Russia has modernized versions of Soviet-made self-propelled howitzers, though Ukrainian troops said they more often faced off against older Soviet weapons systems, particularly multiple-rocket launchers like Grads or Hurricanes.

Russian artillery also occasionally get stuck, but because of its metal, claw-like tracks, the Peony actually performs better in muddy conditions. The Panzers delivered to the Ukrainian unit have rubber treads that are better for flat, hard surfaces, troops said.

In the right conditions, the Panzer is fast and maneuverable, allowing soldiers to fire off a few rounds and then scoot away before the Russian side returns fire. A howitzer commander who uses the call sign Boychik said it was “like the difference between a Zhiguli and a Mercedes,” referring to a cheap, Soviet-era car.
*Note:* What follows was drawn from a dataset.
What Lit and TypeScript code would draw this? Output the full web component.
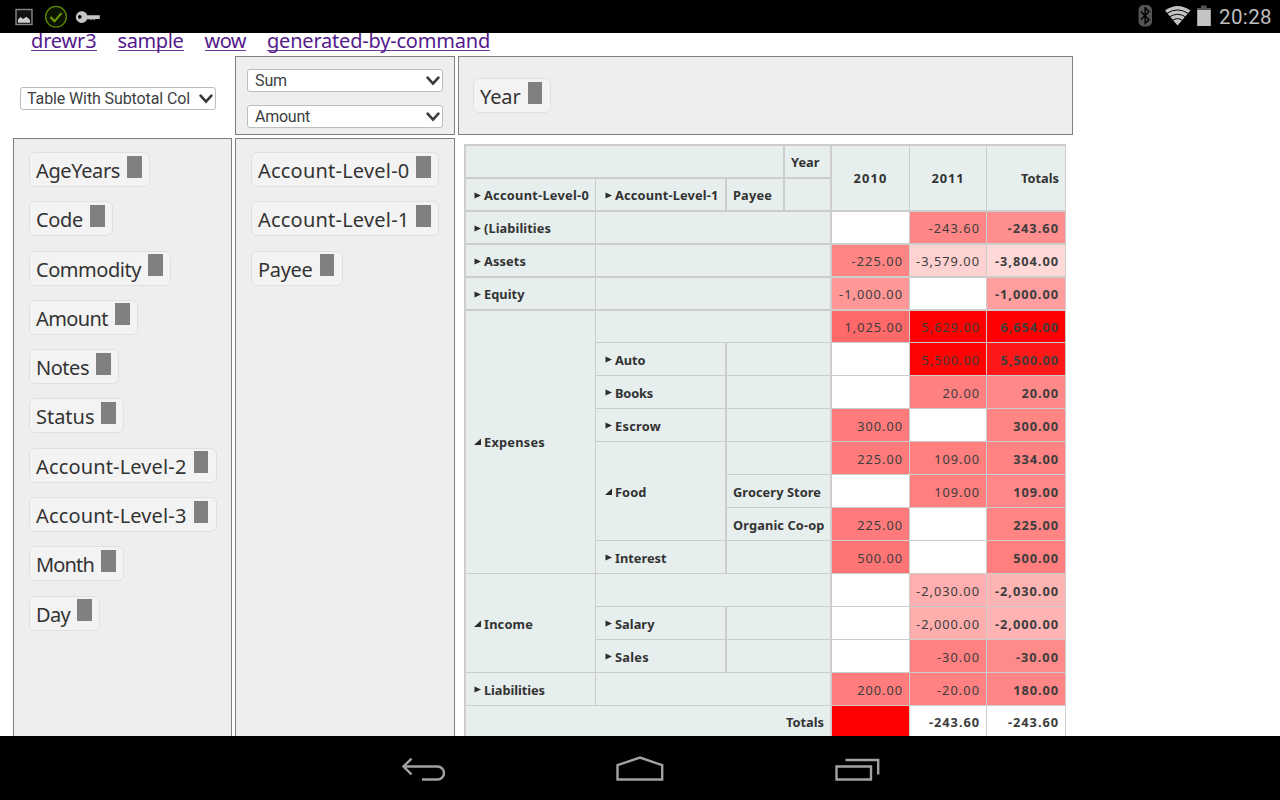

But the howitzer is also delicate. Its sensitive electronics go haywire when exposed to moisture or dirt. The soldiers have to put on special booties or slippers when they go inside to avoid tracking in mud, and each vehicle comes with its own vacuum cleaner. In Germany, soldiers said, the howitzers had their own climate-controlled garages where they were stored when not in use — conditions clearly not available on the Ukrainian battlefield.

“The Panzer really loves cleanliness,” said Mykola, a young artillery commander. He and his men were struggling to clean out the barrel of their mud-encrusted howitzer with a long metal brush like a chimney sweep. “If you fire off two full loads of ammunition, you need to spend a day servicing it,” he added.

On the battlefield, the Panzers have performed well so far, the muddy conditions notwithstanding. The day before they were called to their rear base because of the weather, Mykola said his team had scored two direct hits on a Russian tank and taken out some infantry.

Russian forces typically blanket an area with artillery fire, he said, hoping to hit something in a massive barrage. His team often achieves better results with fewer shells, he said.

“Of course, we’re all waiting for the counteroffensive,” Mykola said. “Only forward.”

Looking around at the thick mud, Yuri, one of his teammates, gently chided him: “But where are you planning to go?”